Vivimos en un mundo que, muchas veces, parece obsesionado con etiquetar, dividir y clasificar a las personas.
Pero, cuando dejamos de lado los prejuicios, nos damos cuenta de que lo único que realmente importa no son las etiquetas, sino el corazón de cada ser humano.
Hace poco, reflexioné sobre esto al pensar en un amigo especial, una persona noble, auténtica y generosa. Él, como muchos, ha enfrentado la soledad que a menudo impone una sociedad que no siempre comprende o valora lo diferente.
Pero lo que más me impacta de él no es su orientación, sus decisiones o lo que otros puedan pensar, sino su capacidad de ser una luz para quienes lo rodean, su forma de vivir con integridad y su disposición de entregar bondad en cada gesto.
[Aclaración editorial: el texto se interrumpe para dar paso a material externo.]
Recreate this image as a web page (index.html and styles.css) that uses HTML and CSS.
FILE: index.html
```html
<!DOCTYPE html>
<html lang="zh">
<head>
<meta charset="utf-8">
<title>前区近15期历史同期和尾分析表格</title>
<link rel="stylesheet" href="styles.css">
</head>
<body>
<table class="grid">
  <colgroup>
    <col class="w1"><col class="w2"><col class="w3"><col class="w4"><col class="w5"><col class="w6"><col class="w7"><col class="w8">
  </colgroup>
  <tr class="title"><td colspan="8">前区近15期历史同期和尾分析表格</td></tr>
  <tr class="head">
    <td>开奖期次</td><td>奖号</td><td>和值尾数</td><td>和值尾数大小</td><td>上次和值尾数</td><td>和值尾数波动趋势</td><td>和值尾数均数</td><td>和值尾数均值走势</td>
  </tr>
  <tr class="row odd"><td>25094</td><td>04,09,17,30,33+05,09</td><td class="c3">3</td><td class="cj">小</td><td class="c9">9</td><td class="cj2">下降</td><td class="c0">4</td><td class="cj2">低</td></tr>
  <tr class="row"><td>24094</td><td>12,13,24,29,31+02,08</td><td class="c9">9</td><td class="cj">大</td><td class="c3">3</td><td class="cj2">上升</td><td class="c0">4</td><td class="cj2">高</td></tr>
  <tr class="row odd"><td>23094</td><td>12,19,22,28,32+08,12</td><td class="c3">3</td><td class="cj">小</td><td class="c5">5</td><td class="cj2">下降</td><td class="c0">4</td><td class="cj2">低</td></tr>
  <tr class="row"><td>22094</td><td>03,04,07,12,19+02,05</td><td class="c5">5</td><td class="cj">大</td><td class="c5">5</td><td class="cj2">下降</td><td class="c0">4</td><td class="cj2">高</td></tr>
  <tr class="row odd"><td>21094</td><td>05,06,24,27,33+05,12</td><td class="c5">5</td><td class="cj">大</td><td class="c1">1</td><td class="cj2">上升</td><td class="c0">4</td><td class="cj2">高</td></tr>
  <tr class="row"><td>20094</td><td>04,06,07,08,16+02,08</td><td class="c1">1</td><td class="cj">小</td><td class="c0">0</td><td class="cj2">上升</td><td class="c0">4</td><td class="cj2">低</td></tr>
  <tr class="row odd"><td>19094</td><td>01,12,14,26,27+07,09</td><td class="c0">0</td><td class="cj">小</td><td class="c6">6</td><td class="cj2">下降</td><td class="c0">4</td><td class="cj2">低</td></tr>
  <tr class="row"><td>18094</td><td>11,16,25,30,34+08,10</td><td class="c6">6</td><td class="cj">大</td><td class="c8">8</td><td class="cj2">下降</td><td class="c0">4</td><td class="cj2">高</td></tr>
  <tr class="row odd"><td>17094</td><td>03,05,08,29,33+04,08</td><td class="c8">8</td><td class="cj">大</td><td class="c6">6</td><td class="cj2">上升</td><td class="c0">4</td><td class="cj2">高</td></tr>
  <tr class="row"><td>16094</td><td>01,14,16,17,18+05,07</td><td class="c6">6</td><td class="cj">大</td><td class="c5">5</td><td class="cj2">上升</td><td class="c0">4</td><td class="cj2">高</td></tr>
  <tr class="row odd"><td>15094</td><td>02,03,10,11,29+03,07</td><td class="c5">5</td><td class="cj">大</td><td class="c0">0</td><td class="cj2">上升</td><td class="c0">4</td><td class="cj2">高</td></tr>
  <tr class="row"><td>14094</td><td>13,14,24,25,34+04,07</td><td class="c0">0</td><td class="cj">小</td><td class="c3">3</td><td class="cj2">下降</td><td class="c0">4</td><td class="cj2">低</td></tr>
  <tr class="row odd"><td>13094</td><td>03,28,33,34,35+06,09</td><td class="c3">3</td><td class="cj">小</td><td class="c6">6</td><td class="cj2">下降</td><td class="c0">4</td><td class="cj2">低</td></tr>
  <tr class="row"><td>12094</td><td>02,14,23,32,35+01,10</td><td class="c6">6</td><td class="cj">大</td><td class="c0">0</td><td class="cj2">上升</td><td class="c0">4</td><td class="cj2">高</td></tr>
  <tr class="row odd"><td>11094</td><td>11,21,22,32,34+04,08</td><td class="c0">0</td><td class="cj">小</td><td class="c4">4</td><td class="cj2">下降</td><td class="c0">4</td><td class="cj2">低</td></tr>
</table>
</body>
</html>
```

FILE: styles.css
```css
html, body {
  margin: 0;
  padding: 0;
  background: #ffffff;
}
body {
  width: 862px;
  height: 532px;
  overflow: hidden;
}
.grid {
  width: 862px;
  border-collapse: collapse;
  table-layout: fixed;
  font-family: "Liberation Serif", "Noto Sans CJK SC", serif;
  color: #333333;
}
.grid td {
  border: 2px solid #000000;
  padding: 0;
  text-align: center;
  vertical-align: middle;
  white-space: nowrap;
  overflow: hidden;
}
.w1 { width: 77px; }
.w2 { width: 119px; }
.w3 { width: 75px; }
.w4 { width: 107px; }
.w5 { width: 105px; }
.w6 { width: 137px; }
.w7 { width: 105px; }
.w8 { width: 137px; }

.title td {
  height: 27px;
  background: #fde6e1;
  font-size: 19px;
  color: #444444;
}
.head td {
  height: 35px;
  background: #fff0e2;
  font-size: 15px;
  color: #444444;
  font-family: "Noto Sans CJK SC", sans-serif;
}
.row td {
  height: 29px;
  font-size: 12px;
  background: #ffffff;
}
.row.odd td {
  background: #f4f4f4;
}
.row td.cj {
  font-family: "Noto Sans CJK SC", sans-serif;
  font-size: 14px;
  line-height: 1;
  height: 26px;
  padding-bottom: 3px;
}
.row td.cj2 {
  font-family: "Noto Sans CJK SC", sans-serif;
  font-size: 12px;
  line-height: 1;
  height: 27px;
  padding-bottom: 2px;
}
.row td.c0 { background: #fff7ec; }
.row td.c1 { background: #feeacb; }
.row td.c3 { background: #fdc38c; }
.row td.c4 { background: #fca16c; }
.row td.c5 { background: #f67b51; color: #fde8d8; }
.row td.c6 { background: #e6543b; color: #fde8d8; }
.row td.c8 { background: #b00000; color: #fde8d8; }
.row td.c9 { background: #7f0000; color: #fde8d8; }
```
El corazón humano no tiene colores, etiquetas ni fronteras. Lo que define a una persona es su empatía, su amor por los demás y la forma en que elige vivir en sintonía con sus valores más profundos.
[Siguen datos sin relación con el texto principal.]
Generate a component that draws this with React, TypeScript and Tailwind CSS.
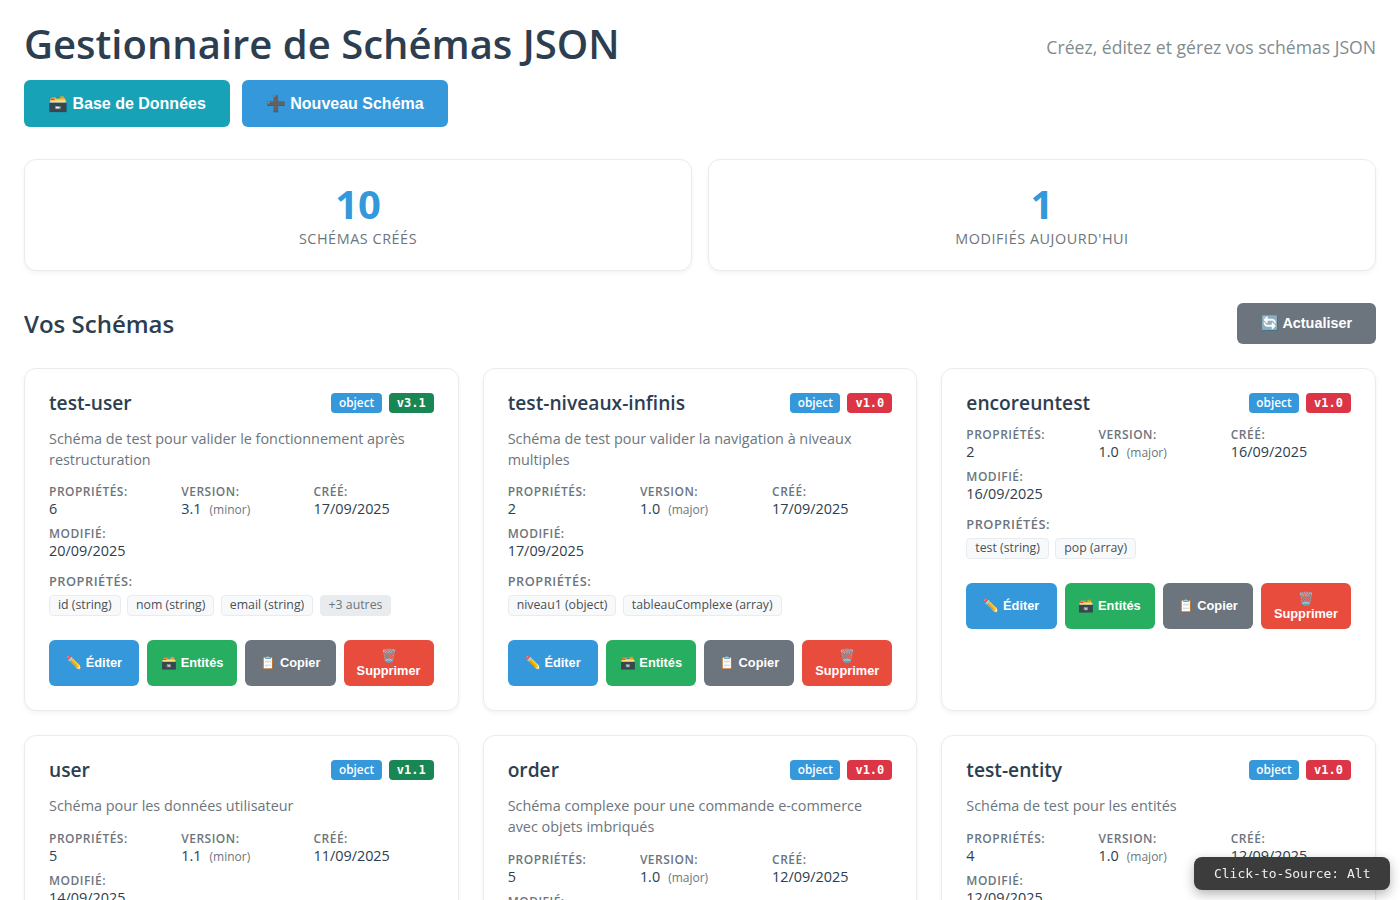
import React from "react";

interface Schema {
  name: string;
  description: string;
  version: string;
  bump: string;
  props: string;
  created: string;
  modified: string;
  tags: string[];
  more?: string;
}

const schemas: Schema[] = [
  {
    name: "test-user",
    description: "Schéma de test pour valider le fonctionnement après restructuration",
    version: "3.1",
    bump: "minor",
    props: "6",
    created: "17/09/2025",
    modified: "20/09/2025",
    tags: ["id (string)", "nom (string)", "email (string)"],
    more: "+3 autres",
  },
  {
    name: "test-niveaux-infinis",
    description: "Schéma de test pour valider la navigation à niveaux multiples",
    version: "1.0",
    bump: "major",
    props: "2",
    created: "17/09/2025",
    modified: "17/09/2025",
    tags: ["niveau1 (object)", "tableauComplexe (array)"],
  },
  {
    name: "encoreuntest",
    description: "",
    version: "1.0",
    bump: "major",
    props: "2",
    created: "16/09/2025",
    modified: "16/09/2025",
    tags: ["test (string)", "pop (array)"],
  },
  {
    name: "user",
    description: "Schéma pour les données utilisateur",
    version: "1.1",
    bump: "minor",
    props: "5",
    created: "11/09/2025",
    modified: "14/09/2025",
    tags: ["id (string)", "nom (string)"],
  },
  {
    name: "order",
    description: "Schéma complexe pour une commande e-commerce avec objets imbriqués",
    version: "1.0",
    bump: "major",
    props: "5",
    created: "12/09/2025",
    modified: "12/09/2025",
    tags: ["id (string)"],
  },
  {
    name: "test-entity",
    description: "Schéma de test pour les entités",
    version: "1.0",
    bump: "major",
    props: "4",
    created: "12/09/2025",
    modified: "12/09/2025",
    tags: ["id (string)"],
  },
];

function Meta({ label, children }: { label: string; children: React.ReactNode }) {
  return (
    <div>
      <div className="text-[12px] leading-[16px] font-semibold tracking-[0.5px] text-[#6c757d] uppercase">{label}</div>
      <div className="-mt-[1px] text-[14.4px] leading-[19px] text-[#2c3e50]">{children}</div>
    </div>
  );
}

function ActionButton({ color, icon, label, wrap }: { color: string; icon: string; label: string; wrap?: boolean }) {
  return (
    <button
      className={`flex-1 min-w-[80px] h-[46px] rounded-[6px] text-white text-[12.8px] leading-[15px] font-bold text-center font-['Liberation_Sans',sans-serif] ${wrap ? "" : "pb-[1px]"} ${color}`}
    >
      {icon}
      {wrap ? <br /> : " "}
      {label}
    </button>
  );
}

function SchemaCard({ schema }: { schema: Schema }) {
  const isMinor = schema.bump === "minor";
  return (
    <div className="bg-white border border-[#e9ecef] rounded-[12px] p-6 shadow-[0_2px_4px_rgba(0,0,0,0.05)] flex flex-col">
      <div className="flex items-center justify-between h-[20px] mb-4">
        <h3 className="text-[19.2px] leading-[28px] font-semibold text-[#2c3e50]">{schema.name}</h3>
        <div className="flex gap-[7px]">
          <span className="bg-[#3498db] text-white text-[11.84px] leading-[19px] h-[20px] px-[7.5px] rounded-[4px] font-semibold">object</span>
          <span
            className={`text-white text-[12px] leading-[20px] h-[20px] px-2 rounded-[4px] font-bold font-['DejaVu_Sans_Mono',monospace] ${isMinor ? "bg-[#198754]" : "bg-[#dc3545]"}`}
          >
            v{schema.version}
          </span>
        </div>
      </div>
      {schema.description ? (
        <p className="text-[14.4px] leading-[20.7px] text-[#6c757d] mb-[14px]">{schema.description}</p>
      ) : (
        <div className="-mt-[2px]" />
      )}
      <div className="grid grid-cols-3 gap-x-3 gap-y-[8px] mb-[13px]">
        <Meta label="Propriétés:">{schema.props}</Meta>
        <Meta label="Version:">
          {schema.version}
          <span className="ml-2 text-[12px] leading-[12px] text-[#6c757d]">({schema.bump})</span>
        </Meta>
        <Meta label="Créé:">{schema.created}</Meta>
        <Meta label="Modifié:">{schema.modified}</Meta>
      </div>
      <div className="mb-6">
        <div className="text-[12.8px] leading-[16px] font-semibold tracking-[0.5px] text-[#6c757d] uppercase mb-[6px]">Propriétés:</div>
        <div className="flex flex-wrap gap-[6.4px]">
          {schema.tags.map((t) => (
            <span
              key={t}
              className="bg-[#f8f9fa] border border-[#e9ecef] rounded-[4px] px-2 text-[12.3px] leading-[18.7px] text-[#495057]"
            >
              {t}
            </span>
          ))}
          {schema.more && (
            <span className="bg-[#e9ecef] border border-[#e9ecef] rounded-[4px] px-2 text-[12.3px] leading-[18.7px] text-[#6c757d]">
              {schema.more}
            </span>
          )}
        </div>
      </div>
      <div className="flex gap-2">
        <ActionButton color="bg-[#3498db]" icon="✏️" label="Éditer" />
        <ActionButton color="bg-[#27ae60]" icon="🗃️" label="Entités" />
        <ActionButton color="bg-[#6c757d]" icon="📋" label="Copier" />
        <ActionButton color="bg-[#e74c3c]" icon="🗑️" label="Supprimer" wrap />
      </div>
    </div>
  );
}

export default function App() {
  return (
    <div className="relative h-screen overflow-hidden bg-white p-6 font-['Open_Sans',sans-serif]">
      <div className="flex justify-between items-center h-[40px]">
        <h1 className="text-[40px] leading-[40px] font-semibold text-[#2c3e50]">Gestionnaire de Schémas JSON</h1>
        <p className="text-[17.6px] leading-[24px] mt-[6px] text-[#7f8c8d]">Créez, éditez et gérez vos schémas JSON</p>
      </div>
      <div className="flex gap-3 mt-4">
        <button className="h-[47px] px-6 rounded-[6px] bg-[#17a2b8] text-white text-[16px] font-bold font-['Liberation_Sans',sans-serif]">
          🗃️ Base de Données
        </button>
        <button className="h-[47px] px-6 rounded-[6px] bg-[#3498db] text-white text-[16px] font-bold font-['Liberation_Sans',sans-serif]">
          ➕ Nouveau Schéma
        </button>
      </div>

      <div className="grid grid-cols-2 gap-4 mt-8">
        {[
          ["10", "Schémas créés"],
          ["1", "Modifiés aujourd'hui"],
        ].map(([value, label]) => (
          <div
            key={label}
            className="h-[112px] bg-white border border-[#e9ecef] rounded-[12px] shadow-[0_2px_4px_rgba(0,0,0,0.05)] flex flex-col items-center justify-center"
          >
            <div className="text-[40px] leading-[46px] mb-[2px] font-bold text-[#3498db]">{value}</div>
            <div className="text-[14.4px] leading-[20px] tracking-[0.55px] text-[#6c757d] uppercase">{label}</div>
          </div>
        ))}
      </div>

      <div className="flex justify-between items-center mt-8 mb-6">
        <h2 className="text-[24px] leading-[32px] font-semibold text-[#2c3e50]">Vos Schémas</h2>
        <button className="h-[41px] px-6 rounded-[6px] bg-[#6c757d] text-white text-[14.4px] font-bold font-['Liberation_Sans',sans-serif]">
          🔄 Actualiser
        </button>
      </div>

      <div className="grid grid-cols-3 gap-6">
        {schemas.map((s) => (
          <SchemaCard key={s.name} schema={s} />
        ))}
      </div>

      <div className="fixed right-[10px] bottom-[10px] h-[33px] px-[19.5px] flex items-center rounded-[8px] bg-[#3c3c3c] text-[#f0f0f0] text-[13px] font-['DejaVu_Sans_Mono',monospace] shadow-[0_4px_12px_rgba(0,0,0,0.3)]">
        Click-to-Source: Alt
      </div>
    </div>
  );
}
Su orientación sexual es solo una parte de quien es, pero su esencia, su verdadero ser, brilla mucho más allá de cualquier etiqueta.
Es tiempo de que dejemos de mirar a las personas con los ojos de los juicios y aprendamos a verlas con el corazón.
La humanidad no se trata de dividir, sino de abrazar, de entender que cada uno de nosotros lleva una historia, una lucha y un deseo común de ser aceptado y amado.
A mi amigo, y a todos los que alguna vez se han sentido juzgados, quiero decirles esto: ustedes son valiosos, no por lo que otros vean o piensen, sino por el amor que portan en su interior. Y para quienes aún no han aprendido a mirar más allá de las diferencias, los invito a abrir su corazón.
Porque, al final del día, no hay nada más importante que el amor que somos capaces de dar y recibir.
Porque Dios nos ama a todos por igual, nos acepta ¿debemos hacerlo nosotros?